A singlet in NMR indicates there are ______ neighboring H atoms.

no

The relative intensity ratios for a triplet in NMR is ______:2:1.

1

Study Notes

NMR Spectroscopy

• Types of NMR:

  • 13C NMR: Detects carbon atoms. Only a small percentage of carbon atoms are 13C
  • 1H NMR: Detects hydrogen atoms.
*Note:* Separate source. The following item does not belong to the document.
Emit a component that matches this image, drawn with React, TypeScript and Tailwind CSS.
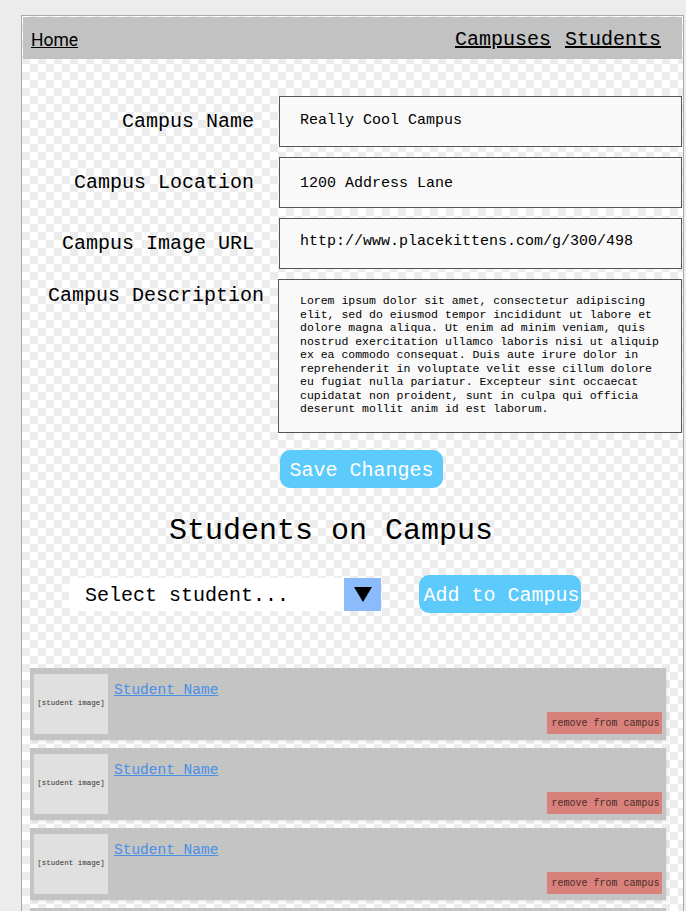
const students = [1, 2, 3];

const StudentRow = () => {
  return (
    <div className="flex h-[72px] bg-[#c4c4c4] pl-[4px] pr-[4px] py-[6px] shadow-[2px_2px_2px_rgba(0,0,0,0.07)]">
      <div className="w-[74px] h-[60px] shrink-0 bg-[#e0e0e0] flex items-center justify-center text-[7.5px] text-[#333]">
        [student image]
      </div>
      <div className="flex-1 flex flex-col justify-between pl-[6px]">
        <a href="#" className="text-[14.5px] leading-[18px] mt-[7px] text-[#4a8fe6] underline self-start">
          Student Name
        </a>
        <div className="self-end h-[22px] w-[115px] bg-[#d9827c] text-[10px] text-[#4b2a28] flex items-center justify-center pt-px pl-[2px]">
          remove from campus
        </div>
      </div>
    </div>
  );
};

export default function App() {
  return (
    <div className="h-[911px] overflow-hidden bg-[#ececec] pt-[15px] font-['Liberation_Mono',monospace] text-black">
      <div className="ml-[21px] w-[663px] border border-[#a9a9a9] p-px pb-10 bg-white bg-[conic-gradient(#ececec_25%,#ffffff_0_50%,#ececec_0_75%,#ffffff_0)] bg-[length:16px_16px]">
        <nav className="h-[42px] bg-[#c2c2c2] flex items-center justify-between pl-[8px] pr-[21px] pt-[4px] text-[20px]">
          <a href="#" className="underline text-[17.5px] font-['Roboto',sans-serif]">
            Home
          </a>
          <div className="flex gap-[14px]">
            <a href="#" className="underline">Campuses</a>
            <a href="#" className="underline">Students</a>
          </div>
        </nav>

        <div className="mt-[37px] grid grid-cols-[206px_403px] gap-x-[25px] gap-y-[10px] ml-[25px] text-[20px]">
          <label className="text-right self-center whitespace-nowrap">Campus Name</label>
          <div className="h-[51px] border border-[#555] bg-[#f9f9f9] flex items-center pl-[20px] text-[15px]">
            Really Cool Campus
          </div>

          <label className="text-right self-center whitespace-nowrap">Campus Location</label>
          <div className="h-[51px] border border-[#555] bg-[#f9f9f9] flex items-center pl-[20px] text-[15px] pt-[4px]">
            1200 Address Lane
          </div>

          <label className="text-right self-center whitespace-nowrap">Campus Image URL</label>
          <div className="h-[51px] border border-[#555] bg-[#f9f9f9] flex items-center pl-[20px] text-[15px] pb-[3px]">
            http://www.placekittens.com/g/300/498
          </div>

          <label className="text-right whitespace-nowrap pt-[2px]">Campus Description</label>
          <div className="h-[154px] -ml-px border border-[#555] bg-[#f9f9f9] pl-[21px] pr-[12px] pt-[14px] text-[11.5px] leading-[13.5px]">
            Lorem ipsum dolor sit amet, consectetur adipiscing elit, sed do eiusmod tempor incididunt ut labore et dolore magna aliqua. Ut enim ad minim veniam, quis nostrud exercitation ullamco laboris nisi ut aliquip ex ea commodo consequat. Duis aute irure dolor in reprehenderit in voluptate velit esse cillum dolore eu fugiat nulla pariatur. Excepteur sint occaecat cupidatat non proident, sunt in culpa qui officia deserunt mollit anim id est laborum.
          </div>

          <div />
          <button className="mt-[7px] self-start justify-self-start ml-px h-[38px] w-[163px] rounded-[10px] bg-[#5ccafb] text-white text-[20px] pt-[4px]">
            Save Changes
          </button>
        </div>

        <h2 className="w-[616px] text-center text-[30px] leading-[36px] mt-[25px]">
          Students on Campus
        </h2>

        <div className="mt-[26px] ml-[46px] flex items-center gap-[38px]">
          <div className="flex h-[33px] w-[312px] bg-white rounded-l-[6px]">
            <div className="flex-1 flex items-center pl-[16px] pt-[4px] text-[20px]">
              Select student...
            </div>
            <div className="w-[37px] bg-[#8bbbfc] flex items-center justify-center">
              <svg width="18" height="16" viewBox="0 0 18 16">
                <polygon points="0,1 18,1 9,16" fill="#000" />
              </svg>
            </div>
          </div>
          <button className="h-[38px] w-[162px] rounded-[10px] bg-[#5ccafb] text-white text-[20px] pl-[3px] pt-[4px]">
            Add to Campus
          </button>
        </div>

        <div className="mt-[55px] ml-[7px] w-[636px] flex flex-col gap-[8px]">
          {students.map((s) => (
            <StudentRow key={s} />
          ))}
          <div className="h-[72px] bg-[#c4c4c4]" />
        </div>
      </div>
    </div>
  );
}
The intensity of peaks relates to the number of hydrogen atoms.

• Solvents:

  • Solvents without hydrogens are essential.
  • Examples include CCl4 (non-polar) and CDCl3 (polar)
  • CDCl3 gives a characteristic peak

• TMS (Tetramethylsilane):

  • Standard for calibration in both 1H and 13C NMR.
  • Single, sharp peak, far from organic component peaks.
  • Non-toxic
  • Low boiling point

• Chemical Shift (δ, ppm):

  • Measures the difference between the magnetic field experienced by a nucleus and TMS.
  • Measured in parts per million (ppm).
  • Electronegative atoms increase shift (deshielding).

13C NMR Chemical Shift Ranges

• 5-40 ppm: Alkanes (C-C or C-H bonds).
• 50-90 ppm: C bonded to O.
• 160-185 ppm: Carbonyl carbons (C=O).

1H NMR Key Concepts

• Equivalent Hydrogens: Same signals in the spectrum.
• Intensity (Integration): Area under a peak= number of equivalent hydrogens.
• Spin-Spin Coupling (Splitting):
  • Neighboring inequivalent hydrogens cause splitting.
  • Splitting rule: Number of peaks = Number of neighboring H’s + 1.
  • Example: 3 neighboring hydrogens ⇒ Quartet (4 peaks)

1H NMR Splitting Patterns

• Singlet (1 peak): No neighboring hydrogens.
• Doublet (2 peaks): 1 neighboring hydrogen.
• Triplet (3 peaks): 2 neighboring hydrogens.
• Quartet (4 peaks): 3 neighboring hydrogens.

1H NMR Integration Ratios (Pascal's Triangle)

• Doublet: 1:1
• Triplet: 1:2:1
• Quartet: 1:3:3:1

1H NMR Chemical Shift Ranges (ppm)

• 0.5-2.0 ppm: Alkyl hydrogens (C-H).
• 2.0-3.0 ppm: Hydrogens near electronegative groups(ex: C=O,C≡C)
• 3.0-4.5 ppm: Hydrogens bonded to C-O.
• 4.5-6.5 ppm: Hydrogens in alkenes (C=C).
• 6.5-8.0 ppm: Hydrogens in aromatic rings.
• 9.0-10.0 ppm: Aldehyde hydrogens (C-H=O).
• 10.0-12.0 ppm: Hydrogens in carboxylic acids (O=C-O-H).

Example: Ethanol (CH3CH2OH)

• CH3 (a): Triplet (2 neighboring H's; 0.7–1.2 ppm, integration = 3)
• CH2 (b): Quartet (3 neighboring H's; 3.7–4.1 ppm, integration = 2)
• OH (c): Singlet (no coupling; 0.5–5.0 ppm, integration = 1)

NMR Analysis Steps for Identifying Compounds

1. Determine the Empirical Formula (elemental analysis).
2. Find the Molecular Formula (mass spectrometry).
3. Identify Functional Groups (IR spectroscopy).
4. Analyze NMR Spectra (peak numbers, shifts, splitting).

Example: Compound Analysis (C8H16O2 Ester)

• Molecular formula: C8H16O2
• IR spectrum: C=O peak, no O-H peak ⇒ ester
• 1H NMR peaks:
  • δ = 0.9 ppm (Singlet, area 9) ⇒ 3 equivalent CH3 groups.
  • δ = 4.0 ppm (Quartet, area 2) ⇒ CH2 group adjacent to CH3.
  • δ = 2.2 ppm (Singlet, area 2) ⇒ CH2 group adjacent to C=O.

Description

This quiz covers the fundamentals of NMR spectroscopy, focusing on 1H and 13C NMR techniques. You'll learn about the types of NMR, the importance of solvents, TMS calibration, and key concepts like chemical shifts. Test your understanding of how these principles apply to molecular structure analysis.